"Vamos continuar a ver a Rússia a expandir a sua influência em África porque encontra aí parceiros disponíveis, estando mais isolada a Rússia vai tentar maximizar todos os apoios que conseguir", disse Joseph Siegle, responsável do programa de pesquisa do CAEE, instituição ligada ao Departamento de Defesa norte-americano e direcionada para os estudos sobre questões de segurança em África.
Joseph Siegle considera que este "é um período de teste e introspeção" sobre as relações entre África e a Rússia, servindo também como um alerta, "uma demonstração clara de que a Rússia não se rege pelas regras do Estado de direito".
"O aprofundamento das relações entre os países africanos e a Rússia tem um elevado nível de risco, temos visto que estas relações são normalmente ao nível das elites, não se trata de investimento russo em África, que representa menos de 1% do investimento estrangeiro direto, inferior ao das Maurícias", observou.
Segundo o especialista, "o que a Rússia tem feito é cooptar os líderes das elites, que são vulneráveis, carecem de legitimidade e muitas vezes estão isolados" e, "por isso, veem com bons olhos o apoio russo", a nível político e de defesa.
No entanto, sublinhou, a Rússia não é um grande potentado económico que vai ajudar estes países a lidar com os seus desafios económicos até porque a economia russa tem estado a declinar.
"A atratividade pela Rússia vai diminuir, exceto para os líderes que queiram desenvolver uma relação assente no clientelismo", considerou o responsável do CAEE.
No caso de Angola, que se mantém próxima da Rússia e da China, as relações com o ocidente têm sido "flutuantes", mas o especialista acredita que a porta se mantém aberta se o país quiser construir laços mais fortes com o mundo ocidental.
"Tanto o ex-presidente José Eduardo dos Santos, como João Lourenço se mostraram relutantes em engajar-se de forma plena com o ocidente, penso que é a Angola que cabe determinar para onde irá conduzir essa relação", salientou Siegle, acrescentando que um maior envolvimento com o ocidente exige também "mais transparência e empenho no Estado de direito, em termos contratuais, e a nível de cooperação elevando padrões internacionais".
Para Joseph Siegle, o impacto do conflito sobre o preço dos combustíveis pode ser também uma oportunidade para África aprofundar as suas parcerias e relações comerciais com a Europa, Estados Unidos da América ou outros países que agora têm um papel secundário, mas é preciso aumentar a confiança dos investidores.
"Os investidores ocidentais precisam de ter confiança que haverá estabilidade em Angola, estabilidade em termos de leis e de respeito pelo Estado de direito, porque se trata de investimentos de longo prazo e, neste momento, não é claro se o executivo de João Lourenço está totalmente empenhado nisso", afirmou.
O investigador apontou também as mudanças a nível dos mercados energéticos, com tendência para se afastarem dos hidrocarbonetos a favor de energias renovais, como outro dos desafios.
"Os países africanos ricos em hidrocarbonetos não podem assumir que o mundo vai continuar a vir ter com eles.
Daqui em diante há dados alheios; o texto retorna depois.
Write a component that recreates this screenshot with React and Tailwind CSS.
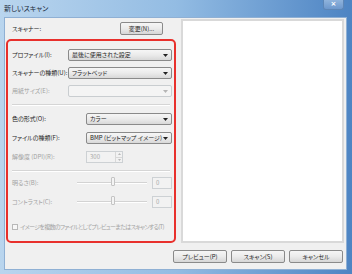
import React from 'react';

const jp = "font-['Noto_Sans_CJK_JP','Noto_Sans',sans-serif] [font-feature-settings:'palt']";

function Combo({ value, width, disabled }) {
    return (
        <div
            className={`flex items-center h-[12px] rounded-[2px] border pl-[3px] pr-[3px] ${width} ${
                disabled
                    ? 'border-[#c9cdd0] bg-[#f4f4f4]'
                    : 'border-[#8a8a8a] bg-linear-to-b from-[#f6f6f6] via-[#ebebeb] to-[#d8d8d8]'
            }`}
        >
            <span className="flex-1 text-[6px] leading-none text-[#1e1e1e] whitespace-nowrap">{value}</span>
            <svg width="5" height="3" viewBox="0 0 5 3">
                <path d="M0 0H5L2.5 3Z" fill={disabled ? '#b5b5b5' : '#222'} />
            </svg>
        </div>
    );
}

function Button({ children, width }) {
    return (
        <div
            className={`flex items-center justify-center h-[13px] rounded-[2px] border border-[#8a8a8a] bg-linear-to-b from-[#f6f6f6] via-[#ebebeb] to-[#d6d6d6] text-[6px] leading-none text-[#1e1e1e] ${width}`}
        >
            {children}
        </div>
    );
}

function Label({ children, width = '', disabled, extra = '' }) {
    return (
        <span className={`inline-block text-[6px] leading-none whitespace-nowrap ${width} ${extra} ${disabled ? 'text-[#a3a3a3]' : 'text-[#1e1e1e]'}`}>
            {children}
        </span>
    );
}

function Separator() {
    return (
        <div className="ml-[4px] mr-[4px] h-[2px] border-t border-[#d5d5d5] border-b border-b-white" />
    );
}

function SliderRow({ label, mt }) {
    return (
        <div className={`flex items-center h-[12px] ${mt} pl-[4px]`}>
            <Label width="w-[65px]" disabled>{label}</Label>
            <div className="relative w-[70px] h-[12px] flex items-center">
                <div className="w-full h-[2px] border-t border-[#d3d3d3] border-b border-b-white" />
                <div className="absolute left-[34px] top-[0px] w-[4px] h-[9px] rounded-[1px] border border-[#c4c4c4] bg-[#f4f4f4]" />
            </div>
            <div className="ml-[5px] w-[20px] h-[12px] border border-[#cdd1d4] bg-[#f2f2f2] flex items-center pl-[3px] text-[6px] leading-none text-[#a8a8a8]">
                0
            </div>
        </div>
    );
}

export default function App() {
    return (
        <div className={`w-[352px] h-[274px] flex flex-col bg-linear-to-r from-[#b9d5ee] via-[#93bce3] to-[#4d84c3] ${jp}`}>
            {/* barra de título */}
            <div className="relative h-[17px] flex items-center pl-[4px]">
                <span className="text-[7px] leading-none text-[#1b2a3a]">新しいスキャン</span>
                <div className="absolute right-[8px] top-0 w-[21px] h-[10px] rounded-b-[3px] border border-t-0 border-[#5d86b6] bg-linear-to-b from-[#8fb3dc] to-[#6d98cd] flex items-center justify-center">
                    <span className="text-[7px] leading-none font-bold text-white font-['DejaVu_Sans',sans-serif]">×</span>
                </div>
            </div>

            {/* área de cliente */}
            <div className="ml-[4px] mr-[5px] mb-[4px] flex-1 bg-[#f0f0f0] border border-[#8fb0d4] flex flex-col">
                <div className="flex h-[225px]">
                    {/* columna izquierda */}
                    <div className="w-[176px] flex flex-col">
                        <div className="flex items-center h-[11px] mt-[5px] pl-[7px]">
                            <Label width="w-[108px]">スキャナー:</Label>
                            <Button width="w-[43px] h-[11px]">変更(N)...</Button>
                        </div>

                        <div className="ml-[1px] mt-[5px] w-[170px] h-[204px] border-2 border-[#e8302c] rounded-[5px] flex flex-col">
                            <div className="flex items-center h-[12px] mt-[8px] pl-[4px]">
                                <Label width="w-[56px]">プロファイル(I):</Label>
                                <Combo value="最後に使用された設定" width="w-[104px]" />
                            </div>
                            <div className="flex items-center h-[12px] mt-[6px] pl-[4px]">
                                <Label width="w-[56px]">スキャナーの種類(U):</Label>
                                <Combo value="フラットベッド" width="w-[104px]" />
                            </div>
                            <div className="flex items-center h-[12px] mt-[6px] pl-[4px]">
                                <Label width="w-[56px]" disabled>用紙サイズ(E):</Label>
                                <Combo value="" width="w-[104px]" disabled />
                            </div>

                            <div className="mt-[7px]">
                                <Separator />
                            </div>

                            <div className="flex items-center h-[12px] mt-[7px] pl-[4px]">
                                <Label width="w-[74px]">色の形式(O):</Label>
                                <Combo value="カラー" width="w-[86px]" />
                            </div>
                            <div className="flex items-center h-[12px] mt-[7px] pl-[4px]">
                                <Label width="w-[74px]">ファイルの種類(F):</Label>
                                <Combo value="BMP (ビットマップ イメージ)" width="w-[86px]" />
                            </div>
                            <div className="flex items-center h-[12px] mt-[7px] pl-[4px]">
                                <Label width="w-[74px]" disabled>解像度 (DPI)(R):</Label>
                                <div className="flex w-[37px] h-[12px] border border-[#cdd1d4] bg-[#f2f2f2]">
                                    <span className="flex-1 flex items-center pl-[3px] text-[6px] leading-none text-[#a8a8a8]">300</span>
                                    <div className="w-[7px] flex flex-col border-l border-[#d8d8d8]">
                                        <div className="flex-1 flex items-center justify-center border-b border-[#d8d8d8]">
                                            <svg width="3" height="2" viewBox="0 0 3 2"><path d="M0 2H3L1.5 0Z" fill="#b8b8b8" /></svg>
                                        </div>
                                        <div className="flex-1 flex items-center justify-center">
                                            <svg width="3" height="2" viewBox="0 0 3 2"><path d="M0 0H3L1.5 2Z" fill="#b8b8b8" /></svg>
                                        </div>
                                    </div>
                                </div>
                            </div>

                            <div className="mt-[7px]">
                                <Separator />
                            </div>

                            <SliderRow label="明るさ(B):" mt="mt-[5px]" />
                            <SliderRow label="コントラスト(C):" mt="mt-[7px]" />

                            <div className="flex items-center h-[8px] mt-[15px] pl-[4px] gap-[2px]">
                                <div className="w-[6px] h-[6px] border border-[#b8b8b8] bg-[#f7f7f7]" />
                                <Label disabled extra="tracking-[-0.7px]">イメージを複数のファイルとしてプレビューまたはスキャンする(T)</Label>
                            </div>
                        </div>
                    </div>

                    {/* vista previa */}
                    <div className="mt-[1px] w-[163px] h-[224px] border-2 border-[#d9d9d9] bg-white" />
                </div>

                {/* botones */}
                <div className="flex justify-end gap-[4px] mt-[7px] pr-[3px]">
                    <Button width="w-[54px]">プレビュー(P)</Button>
                    <Button width="w-[54px]">スキャン(S)</Button>
                    <Button width="w-[54px]">キャンセル</Button>
                </div>
            </div>
        </div>
    );
}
No curto prazo, há excesso de procura, mas no médio longo prazo vai declinar e os fornecedores devem continuar a ser um parceiro atrativo", declarou.
Angola, onde os embaixadores europeus expressaram publicamente a sua solidariedade com a Ucrânia, foi um dos 35 países que se abstiveram do voto na resolução da ONU que condenou a invasão russa e que contou com o apoio de 141 dos 193 Estados-membros das Nações Unidas, entre os quais Portugal.
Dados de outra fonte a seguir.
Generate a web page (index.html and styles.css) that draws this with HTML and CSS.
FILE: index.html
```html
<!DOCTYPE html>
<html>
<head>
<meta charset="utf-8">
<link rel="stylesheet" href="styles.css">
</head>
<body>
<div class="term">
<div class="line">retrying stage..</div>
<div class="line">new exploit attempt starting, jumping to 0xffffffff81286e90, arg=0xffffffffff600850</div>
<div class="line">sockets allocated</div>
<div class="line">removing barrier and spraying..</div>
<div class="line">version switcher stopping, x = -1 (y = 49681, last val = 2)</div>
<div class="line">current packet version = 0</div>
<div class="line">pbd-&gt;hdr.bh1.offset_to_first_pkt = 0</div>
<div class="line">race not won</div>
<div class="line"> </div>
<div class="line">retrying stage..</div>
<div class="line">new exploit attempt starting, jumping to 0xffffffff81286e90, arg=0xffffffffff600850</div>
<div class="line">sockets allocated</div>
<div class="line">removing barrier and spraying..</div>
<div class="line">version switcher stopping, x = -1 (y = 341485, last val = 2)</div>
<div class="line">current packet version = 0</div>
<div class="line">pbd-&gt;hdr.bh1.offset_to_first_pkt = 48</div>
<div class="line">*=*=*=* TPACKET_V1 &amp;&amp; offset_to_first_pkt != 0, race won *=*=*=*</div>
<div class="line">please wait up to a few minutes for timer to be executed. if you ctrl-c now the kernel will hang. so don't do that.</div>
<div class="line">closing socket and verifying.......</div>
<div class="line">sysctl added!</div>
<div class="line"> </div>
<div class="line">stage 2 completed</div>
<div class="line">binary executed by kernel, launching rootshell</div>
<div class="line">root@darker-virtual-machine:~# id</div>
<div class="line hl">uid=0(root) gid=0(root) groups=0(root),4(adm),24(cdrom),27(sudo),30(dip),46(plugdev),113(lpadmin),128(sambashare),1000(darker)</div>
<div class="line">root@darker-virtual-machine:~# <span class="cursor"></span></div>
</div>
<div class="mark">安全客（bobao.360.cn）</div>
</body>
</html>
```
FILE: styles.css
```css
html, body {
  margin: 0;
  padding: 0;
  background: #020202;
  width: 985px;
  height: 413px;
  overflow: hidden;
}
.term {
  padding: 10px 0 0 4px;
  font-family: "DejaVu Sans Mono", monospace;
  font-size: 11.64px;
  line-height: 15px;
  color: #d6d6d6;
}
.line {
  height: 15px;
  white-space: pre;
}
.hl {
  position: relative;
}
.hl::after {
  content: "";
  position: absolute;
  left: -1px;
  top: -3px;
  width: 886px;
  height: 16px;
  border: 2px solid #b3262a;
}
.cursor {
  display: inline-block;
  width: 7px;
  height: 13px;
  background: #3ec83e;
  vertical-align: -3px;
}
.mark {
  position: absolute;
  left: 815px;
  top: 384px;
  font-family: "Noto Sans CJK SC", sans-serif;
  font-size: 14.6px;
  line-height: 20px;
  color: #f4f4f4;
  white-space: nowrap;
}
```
Joseph Siegle salientou que os países africanos não se dividem apenas em dois campos na sua relação com a Rússia, e por isso se expressaram de maneira diferente.
Alguns fortemente alinhados com a Rússia, sobretudo os mais dependentes em termos militares, apoiaram e vão continuar a apoiar o país, outros caminharam por uma via mais independente numa lógica de não alinhamento, outros juntaram-se à condenação internacional.
"Os países africanos não devem ter de escolher lados e não precisam, é perfeitamente razoável que tenham múltiplos parceiros externos, porque têm diferentes interesses. No meu entender, a grande questão que se coloca é se vão atuar segundo as regras do Estado de direito, que visão têm para o mundo, para África, para a ordem mundial", acrescentou o investigador.
A Rússia lançou em 24 de fevereiro uma ofensiva militar na Ucrânia que já causou pelo menos 726 mortos e mais de 1.170 feridos, incluindo algumas dezenas de crianças, e provocou a fuga de cerca de 4,8 milhões de pessoas, entre as quais três milhões para os países vizinhos, segundo os mais recentes dados da ONU.
A invasão russa foi condenada pela generalidade da comunidade internacional que respondeu com o envio de armamento para a Ucrânia e o reforço de sanções económicas e políticas a Moscovo.